** GOAL **
The answer should be a single number: how many lines of the entries below hold the word "index".

[Code that builds pages]

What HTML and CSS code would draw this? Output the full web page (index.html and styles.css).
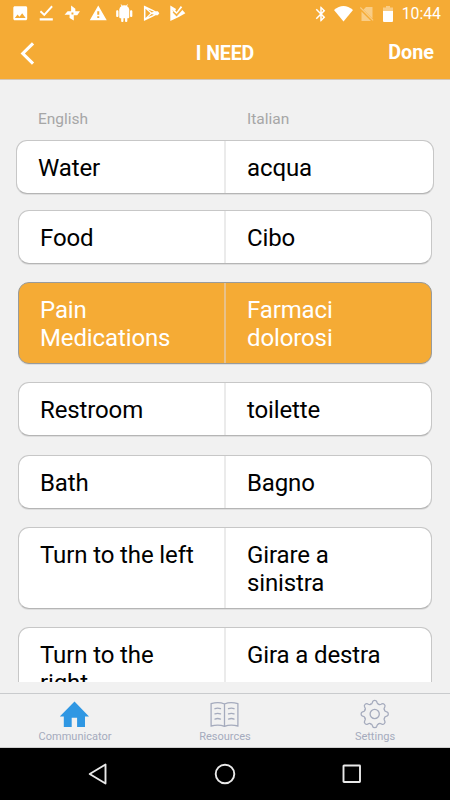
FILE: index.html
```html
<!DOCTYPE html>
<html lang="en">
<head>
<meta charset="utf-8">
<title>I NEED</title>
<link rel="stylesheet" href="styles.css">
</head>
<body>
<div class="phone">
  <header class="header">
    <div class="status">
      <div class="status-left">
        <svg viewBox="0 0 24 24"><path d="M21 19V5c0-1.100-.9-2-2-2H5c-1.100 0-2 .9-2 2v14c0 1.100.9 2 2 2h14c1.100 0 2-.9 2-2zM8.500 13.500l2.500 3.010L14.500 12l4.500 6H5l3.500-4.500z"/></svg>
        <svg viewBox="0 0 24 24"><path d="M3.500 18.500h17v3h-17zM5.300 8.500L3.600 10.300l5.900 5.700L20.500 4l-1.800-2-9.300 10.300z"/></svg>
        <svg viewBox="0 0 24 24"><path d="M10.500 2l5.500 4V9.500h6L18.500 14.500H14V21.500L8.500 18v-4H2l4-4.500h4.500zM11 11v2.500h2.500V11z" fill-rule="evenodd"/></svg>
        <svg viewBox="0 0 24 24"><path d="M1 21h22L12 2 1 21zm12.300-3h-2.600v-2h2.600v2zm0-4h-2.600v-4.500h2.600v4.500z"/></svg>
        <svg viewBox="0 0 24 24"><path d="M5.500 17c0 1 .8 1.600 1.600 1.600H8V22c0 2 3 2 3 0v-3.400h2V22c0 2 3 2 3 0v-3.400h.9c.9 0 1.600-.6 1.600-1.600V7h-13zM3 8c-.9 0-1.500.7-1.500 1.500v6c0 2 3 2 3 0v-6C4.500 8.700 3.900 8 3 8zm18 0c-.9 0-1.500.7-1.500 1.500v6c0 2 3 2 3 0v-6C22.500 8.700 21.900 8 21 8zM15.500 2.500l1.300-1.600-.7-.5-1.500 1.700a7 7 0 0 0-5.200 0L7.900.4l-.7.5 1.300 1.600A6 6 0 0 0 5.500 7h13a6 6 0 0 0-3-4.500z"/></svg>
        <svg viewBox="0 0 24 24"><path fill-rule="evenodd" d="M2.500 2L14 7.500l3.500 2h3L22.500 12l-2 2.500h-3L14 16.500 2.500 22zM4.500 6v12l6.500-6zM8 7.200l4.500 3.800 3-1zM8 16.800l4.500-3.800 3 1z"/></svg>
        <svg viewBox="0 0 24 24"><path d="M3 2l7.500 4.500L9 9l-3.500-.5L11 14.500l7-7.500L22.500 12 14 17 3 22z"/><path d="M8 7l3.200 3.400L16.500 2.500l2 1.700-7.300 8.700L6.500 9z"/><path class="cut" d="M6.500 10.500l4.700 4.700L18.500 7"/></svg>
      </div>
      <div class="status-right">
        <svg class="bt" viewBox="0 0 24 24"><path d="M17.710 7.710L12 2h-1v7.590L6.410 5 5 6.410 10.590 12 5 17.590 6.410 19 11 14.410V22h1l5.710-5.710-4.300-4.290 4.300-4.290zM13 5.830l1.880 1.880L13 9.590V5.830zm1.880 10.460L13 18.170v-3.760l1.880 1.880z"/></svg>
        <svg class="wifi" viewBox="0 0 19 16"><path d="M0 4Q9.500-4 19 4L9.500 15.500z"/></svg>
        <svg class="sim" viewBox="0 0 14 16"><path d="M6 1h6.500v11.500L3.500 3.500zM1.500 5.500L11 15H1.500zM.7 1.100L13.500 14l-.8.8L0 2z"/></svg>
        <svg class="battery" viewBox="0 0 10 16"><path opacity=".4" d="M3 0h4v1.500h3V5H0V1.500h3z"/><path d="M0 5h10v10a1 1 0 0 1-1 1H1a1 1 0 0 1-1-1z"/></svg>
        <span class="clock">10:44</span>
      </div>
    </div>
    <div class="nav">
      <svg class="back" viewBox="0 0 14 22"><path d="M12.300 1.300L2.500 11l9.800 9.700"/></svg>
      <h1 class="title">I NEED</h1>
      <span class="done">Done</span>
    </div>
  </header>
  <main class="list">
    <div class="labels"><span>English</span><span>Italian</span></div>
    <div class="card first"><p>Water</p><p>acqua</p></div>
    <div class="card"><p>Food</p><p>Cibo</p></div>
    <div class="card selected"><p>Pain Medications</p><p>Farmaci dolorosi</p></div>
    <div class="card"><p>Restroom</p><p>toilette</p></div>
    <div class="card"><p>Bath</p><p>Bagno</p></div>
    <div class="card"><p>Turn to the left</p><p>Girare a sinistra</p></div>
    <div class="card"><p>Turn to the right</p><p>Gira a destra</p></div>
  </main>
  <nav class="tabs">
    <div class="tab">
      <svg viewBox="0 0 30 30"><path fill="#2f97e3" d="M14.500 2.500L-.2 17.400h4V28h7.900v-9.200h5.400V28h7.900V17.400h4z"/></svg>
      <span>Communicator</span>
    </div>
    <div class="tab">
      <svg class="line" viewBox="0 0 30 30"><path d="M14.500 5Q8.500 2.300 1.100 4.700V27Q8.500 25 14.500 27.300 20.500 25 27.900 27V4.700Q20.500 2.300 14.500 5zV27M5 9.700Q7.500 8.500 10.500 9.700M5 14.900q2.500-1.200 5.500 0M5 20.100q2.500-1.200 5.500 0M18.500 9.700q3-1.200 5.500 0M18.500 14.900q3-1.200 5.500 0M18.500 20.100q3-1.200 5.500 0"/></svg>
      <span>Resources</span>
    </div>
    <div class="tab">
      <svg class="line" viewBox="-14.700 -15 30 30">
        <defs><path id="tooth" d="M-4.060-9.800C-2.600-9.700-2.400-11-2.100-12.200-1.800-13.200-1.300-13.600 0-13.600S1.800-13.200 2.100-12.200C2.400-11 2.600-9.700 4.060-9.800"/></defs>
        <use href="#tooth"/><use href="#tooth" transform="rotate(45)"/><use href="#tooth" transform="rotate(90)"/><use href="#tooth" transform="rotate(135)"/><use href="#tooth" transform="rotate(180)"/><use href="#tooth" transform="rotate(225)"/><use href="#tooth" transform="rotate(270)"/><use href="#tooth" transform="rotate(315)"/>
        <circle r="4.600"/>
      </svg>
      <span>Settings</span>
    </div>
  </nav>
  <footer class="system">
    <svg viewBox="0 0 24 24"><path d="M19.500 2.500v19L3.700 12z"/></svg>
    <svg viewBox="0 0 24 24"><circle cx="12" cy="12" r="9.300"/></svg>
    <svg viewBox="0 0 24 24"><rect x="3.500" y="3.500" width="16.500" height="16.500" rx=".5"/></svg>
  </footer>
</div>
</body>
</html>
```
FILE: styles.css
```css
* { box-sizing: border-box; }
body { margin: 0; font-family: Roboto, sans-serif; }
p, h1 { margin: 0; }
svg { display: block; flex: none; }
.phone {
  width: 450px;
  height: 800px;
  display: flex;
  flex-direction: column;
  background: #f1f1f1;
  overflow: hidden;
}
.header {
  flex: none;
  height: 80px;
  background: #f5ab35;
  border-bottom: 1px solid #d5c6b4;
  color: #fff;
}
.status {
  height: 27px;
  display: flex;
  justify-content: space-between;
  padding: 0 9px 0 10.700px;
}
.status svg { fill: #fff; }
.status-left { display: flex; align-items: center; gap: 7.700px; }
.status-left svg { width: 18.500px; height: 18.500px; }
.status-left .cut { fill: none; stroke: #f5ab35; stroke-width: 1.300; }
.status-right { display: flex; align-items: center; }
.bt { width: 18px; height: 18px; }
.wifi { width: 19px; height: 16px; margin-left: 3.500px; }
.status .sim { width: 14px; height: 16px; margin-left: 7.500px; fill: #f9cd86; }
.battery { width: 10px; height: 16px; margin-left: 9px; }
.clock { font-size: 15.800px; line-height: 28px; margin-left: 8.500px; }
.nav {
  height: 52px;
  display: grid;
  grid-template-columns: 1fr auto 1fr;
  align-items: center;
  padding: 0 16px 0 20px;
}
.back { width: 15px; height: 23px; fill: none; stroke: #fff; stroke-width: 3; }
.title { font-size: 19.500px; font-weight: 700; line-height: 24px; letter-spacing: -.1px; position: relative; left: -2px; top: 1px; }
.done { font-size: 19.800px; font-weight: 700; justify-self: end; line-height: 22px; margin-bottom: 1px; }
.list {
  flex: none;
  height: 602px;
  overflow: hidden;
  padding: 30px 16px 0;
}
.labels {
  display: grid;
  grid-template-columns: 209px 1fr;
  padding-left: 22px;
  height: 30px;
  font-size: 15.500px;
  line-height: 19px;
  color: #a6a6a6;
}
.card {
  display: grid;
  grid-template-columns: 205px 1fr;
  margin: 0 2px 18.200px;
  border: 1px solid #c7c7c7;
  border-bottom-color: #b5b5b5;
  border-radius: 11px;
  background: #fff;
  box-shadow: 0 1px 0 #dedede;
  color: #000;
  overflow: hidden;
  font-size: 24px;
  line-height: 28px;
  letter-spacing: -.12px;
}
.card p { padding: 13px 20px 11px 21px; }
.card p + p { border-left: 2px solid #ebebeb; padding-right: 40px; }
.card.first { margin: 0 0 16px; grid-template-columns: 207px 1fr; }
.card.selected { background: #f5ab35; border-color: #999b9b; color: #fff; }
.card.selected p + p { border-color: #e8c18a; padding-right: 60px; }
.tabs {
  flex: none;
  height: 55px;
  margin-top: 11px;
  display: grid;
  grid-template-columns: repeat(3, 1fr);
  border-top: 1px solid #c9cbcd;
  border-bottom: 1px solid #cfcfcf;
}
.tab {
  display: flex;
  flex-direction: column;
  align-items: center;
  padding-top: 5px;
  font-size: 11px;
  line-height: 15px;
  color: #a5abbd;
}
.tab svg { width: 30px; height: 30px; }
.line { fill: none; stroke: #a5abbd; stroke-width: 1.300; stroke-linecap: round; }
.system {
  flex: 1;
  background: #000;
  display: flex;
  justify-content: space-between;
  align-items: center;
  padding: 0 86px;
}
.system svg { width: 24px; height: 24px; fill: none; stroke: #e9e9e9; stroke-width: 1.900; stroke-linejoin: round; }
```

---

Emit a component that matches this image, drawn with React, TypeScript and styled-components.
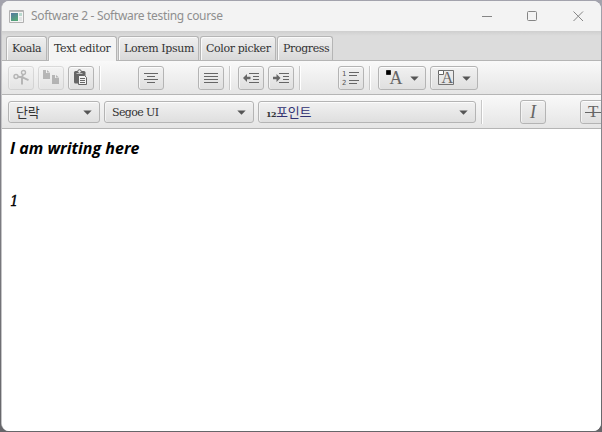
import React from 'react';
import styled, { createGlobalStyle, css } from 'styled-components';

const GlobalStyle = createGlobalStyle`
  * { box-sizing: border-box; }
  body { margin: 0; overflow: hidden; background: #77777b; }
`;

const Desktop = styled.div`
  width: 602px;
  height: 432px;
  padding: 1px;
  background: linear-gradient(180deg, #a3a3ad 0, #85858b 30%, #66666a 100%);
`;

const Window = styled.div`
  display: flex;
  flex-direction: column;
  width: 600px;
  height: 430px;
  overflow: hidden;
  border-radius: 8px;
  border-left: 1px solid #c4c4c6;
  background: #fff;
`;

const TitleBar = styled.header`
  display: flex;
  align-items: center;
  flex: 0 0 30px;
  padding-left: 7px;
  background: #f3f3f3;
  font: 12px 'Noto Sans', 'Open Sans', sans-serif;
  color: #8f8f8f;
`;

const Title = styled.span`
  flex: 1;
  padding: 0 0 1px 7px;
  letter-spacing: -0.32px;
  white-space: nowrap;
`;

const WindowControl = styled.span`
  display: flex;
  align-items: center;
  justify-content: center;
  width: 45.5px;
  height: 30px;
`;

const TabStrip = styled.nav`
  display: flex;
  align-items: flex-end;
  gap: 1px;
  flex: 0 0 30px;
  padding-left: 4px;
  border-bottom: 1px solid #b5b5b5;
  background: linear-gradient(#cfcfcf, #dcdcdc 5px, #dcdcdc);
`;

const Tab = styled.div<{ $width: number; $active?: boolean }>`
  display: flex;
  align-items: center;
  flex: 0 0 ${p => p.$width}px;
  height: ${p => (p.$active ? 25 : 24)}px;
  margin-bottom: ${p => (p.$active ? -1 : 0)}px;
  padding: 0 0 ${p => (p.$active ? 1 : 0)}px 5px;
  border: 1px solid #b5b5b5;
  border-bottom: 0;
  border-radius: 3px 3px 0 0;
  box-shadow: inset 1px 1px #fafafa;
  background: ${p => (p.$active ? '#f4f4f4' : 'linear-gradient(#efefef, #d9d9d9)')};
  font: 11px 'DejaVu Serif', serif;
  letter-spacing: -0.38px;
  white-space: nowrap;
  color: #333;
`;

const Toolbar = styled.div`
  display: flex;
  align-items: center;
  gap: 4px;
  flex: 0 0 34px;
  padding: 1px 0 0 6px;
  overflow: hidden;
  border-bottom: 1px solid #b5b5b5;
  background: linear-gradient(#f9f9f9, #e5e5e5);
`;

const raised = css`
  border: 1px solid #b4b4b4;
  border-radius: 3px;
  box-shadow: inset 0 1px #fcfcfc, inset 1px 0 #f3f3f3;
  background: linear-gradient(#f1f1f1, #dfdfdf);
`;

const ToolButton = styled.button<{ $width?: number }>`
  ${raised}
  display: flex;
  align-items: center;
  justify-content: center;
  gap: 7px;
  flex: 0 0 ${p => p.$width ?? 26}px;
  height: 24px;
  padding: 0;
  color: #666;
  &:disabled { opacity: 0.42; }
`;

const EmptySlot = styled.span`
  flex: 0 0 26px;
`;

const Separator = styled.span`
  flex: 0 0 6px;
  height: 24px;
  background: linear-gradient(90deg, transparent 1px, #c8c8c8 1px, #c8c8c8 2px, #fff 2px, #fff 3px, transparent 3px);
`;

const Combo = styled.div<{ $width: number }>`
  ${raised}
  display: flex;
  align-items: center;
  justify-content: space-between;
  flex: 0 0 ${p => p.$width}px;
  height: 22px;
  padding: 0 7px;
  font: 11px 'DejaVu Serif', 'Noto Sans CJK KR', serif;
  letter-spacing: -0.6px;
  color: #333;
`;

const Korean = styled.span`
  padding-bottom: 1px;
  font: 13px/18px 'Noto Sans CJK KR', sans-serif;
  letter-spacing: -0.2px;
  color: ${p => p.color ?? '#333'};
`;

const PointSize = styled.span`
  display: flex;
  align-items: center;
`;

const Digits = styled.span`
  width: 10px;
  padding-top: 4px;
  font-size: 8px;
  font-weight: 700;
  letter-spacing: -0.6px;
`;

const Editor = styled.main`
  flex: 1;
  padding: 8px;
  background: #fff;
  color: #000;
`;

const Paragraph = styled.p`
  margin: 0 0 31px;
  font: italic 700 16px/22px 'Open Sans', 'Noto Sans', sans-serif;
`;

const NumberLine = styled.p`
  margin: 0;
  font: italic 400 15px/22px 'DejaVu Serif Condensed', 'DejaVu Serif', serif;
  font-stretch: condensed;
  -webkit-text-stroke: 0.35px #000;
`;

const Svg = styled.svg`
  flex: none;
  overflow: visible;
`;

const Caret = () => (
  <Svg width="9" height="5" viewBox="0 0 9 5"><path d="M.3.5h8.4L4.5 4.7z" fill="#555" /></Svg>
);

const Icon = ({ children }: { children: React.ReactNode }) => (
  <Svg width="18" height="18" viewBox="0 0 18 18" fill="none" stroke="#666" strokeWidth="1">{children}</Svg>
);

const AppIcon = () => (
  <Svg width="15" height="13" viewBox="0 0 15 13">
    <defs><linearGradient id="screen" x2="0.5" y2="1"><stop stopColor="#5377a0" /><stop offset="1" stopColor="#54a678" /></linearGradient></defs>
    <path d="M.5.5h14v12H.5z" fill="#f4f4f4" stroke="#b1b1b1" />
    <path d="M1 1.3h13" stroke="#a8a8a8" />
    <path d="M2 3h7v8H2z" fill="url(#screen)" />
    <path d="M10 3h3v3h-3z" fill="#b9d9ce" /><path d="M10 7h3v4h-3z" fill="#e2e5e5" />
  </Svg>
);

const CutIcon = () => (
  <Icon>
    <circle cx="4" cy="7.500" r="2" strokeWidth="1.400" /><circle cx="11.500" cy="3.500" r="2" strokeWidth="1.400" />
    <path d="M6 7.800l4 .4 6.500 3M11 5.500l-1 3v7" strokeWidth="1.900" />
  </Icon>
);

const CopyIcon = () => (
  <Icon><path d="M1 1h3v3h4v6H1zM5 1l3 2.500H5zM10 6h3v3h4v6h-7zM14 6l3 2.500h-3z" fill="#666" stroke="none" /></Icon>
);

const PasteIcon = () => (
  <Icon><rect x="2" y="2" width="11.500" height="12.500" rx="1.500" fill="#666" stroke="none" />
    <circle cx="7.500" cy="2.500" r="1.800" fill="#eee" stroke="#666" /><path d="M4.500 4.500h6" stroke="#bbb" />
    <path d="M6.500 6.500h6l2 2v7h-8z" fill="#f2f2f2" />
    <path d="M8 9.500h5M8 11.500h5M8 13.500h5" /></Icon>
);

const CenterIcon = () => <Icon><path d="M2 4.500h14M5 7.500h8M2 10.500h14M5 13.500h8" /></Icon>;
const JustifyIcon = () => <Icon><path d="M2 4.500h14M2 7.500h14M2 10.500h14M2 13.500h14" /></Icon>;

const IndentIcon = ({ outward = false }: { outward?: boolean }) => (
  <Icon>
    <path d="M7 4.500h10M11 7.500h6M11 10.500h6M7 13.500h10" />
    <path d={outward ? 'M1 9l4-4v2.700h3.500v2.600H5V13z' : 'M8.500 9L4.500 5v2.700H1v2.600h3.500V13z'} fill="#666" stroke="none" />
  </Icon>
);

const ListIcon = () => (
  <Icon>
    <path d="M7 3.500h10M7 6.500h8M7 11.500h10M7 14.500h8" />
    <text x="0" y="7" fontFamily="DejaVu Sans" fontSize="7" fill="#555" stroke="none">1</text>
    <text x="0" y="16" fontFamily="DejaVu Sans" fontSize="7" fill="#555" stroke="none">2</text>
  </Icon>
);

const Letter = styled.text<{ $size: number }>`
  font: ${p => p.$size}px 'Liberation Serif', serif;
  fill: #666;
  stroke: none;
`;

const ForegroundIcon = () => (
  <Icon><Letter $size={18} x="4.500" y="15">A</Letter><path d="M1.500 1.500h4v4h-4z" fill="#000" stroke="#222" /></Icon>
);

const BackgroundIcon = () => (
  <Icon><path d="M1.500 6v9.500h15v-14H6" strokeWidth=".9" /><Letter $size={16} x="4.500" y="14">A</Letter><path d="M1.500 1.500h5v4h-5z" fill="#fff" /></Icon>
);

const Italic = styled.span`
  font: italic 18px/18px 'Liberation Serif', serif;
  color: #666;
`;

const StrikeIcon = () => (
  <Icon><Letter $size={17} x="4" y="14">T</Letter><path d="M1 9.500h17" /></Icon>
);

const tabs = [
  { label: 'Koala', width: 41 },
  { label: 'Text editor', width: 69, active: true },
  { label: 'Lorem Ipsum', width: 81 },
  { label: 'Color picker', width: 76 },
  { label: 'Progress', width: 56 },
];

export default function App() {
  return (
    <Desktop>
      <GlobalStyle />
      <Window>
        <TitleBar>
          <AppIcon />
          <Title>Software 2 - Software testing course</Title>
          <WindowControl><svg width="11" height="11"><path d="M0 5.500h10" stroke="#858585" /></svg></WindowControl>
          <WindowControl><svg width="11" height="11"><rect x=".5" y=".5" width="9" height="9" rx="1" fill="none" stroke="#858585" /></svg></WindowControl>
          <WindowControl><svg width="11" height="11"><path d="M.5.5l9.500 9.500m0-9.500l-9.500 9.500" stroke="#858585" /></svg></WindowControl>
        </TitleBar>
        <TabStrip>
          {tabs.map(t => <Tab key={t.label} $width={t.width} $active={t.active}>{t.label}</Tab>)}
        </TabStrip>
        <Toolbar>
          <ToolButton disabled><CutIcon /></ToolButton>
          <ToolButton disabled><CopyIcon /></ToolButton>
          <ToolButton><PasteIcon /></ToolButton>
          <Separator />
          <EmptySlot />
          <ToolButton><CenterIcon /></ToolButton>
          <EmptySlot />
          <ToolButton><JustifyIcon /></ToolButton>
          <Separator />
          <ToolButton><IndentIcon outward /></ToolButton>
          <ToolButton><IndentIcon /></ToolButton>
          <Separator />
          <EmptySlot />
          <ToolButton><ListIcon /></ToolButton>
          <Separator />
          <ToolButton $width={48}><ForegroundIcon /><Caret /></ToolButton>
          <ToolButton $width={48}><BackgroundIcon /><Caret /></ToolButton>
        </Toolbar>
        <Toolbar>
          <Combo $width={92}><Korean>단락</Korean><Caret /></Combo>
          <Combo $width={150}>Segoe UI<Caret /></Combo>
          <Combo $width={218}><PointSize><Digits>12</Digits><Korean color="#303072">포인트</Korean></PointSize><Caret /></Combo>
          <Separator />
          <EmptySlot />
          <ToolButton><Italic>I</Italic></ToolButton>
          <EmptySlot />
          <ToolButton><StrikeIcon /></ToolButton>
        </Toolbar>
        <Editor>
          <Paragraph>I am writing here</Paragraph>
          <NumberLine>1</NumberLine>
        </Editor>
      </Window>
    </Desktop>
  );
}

** TASK OUTPUT **
2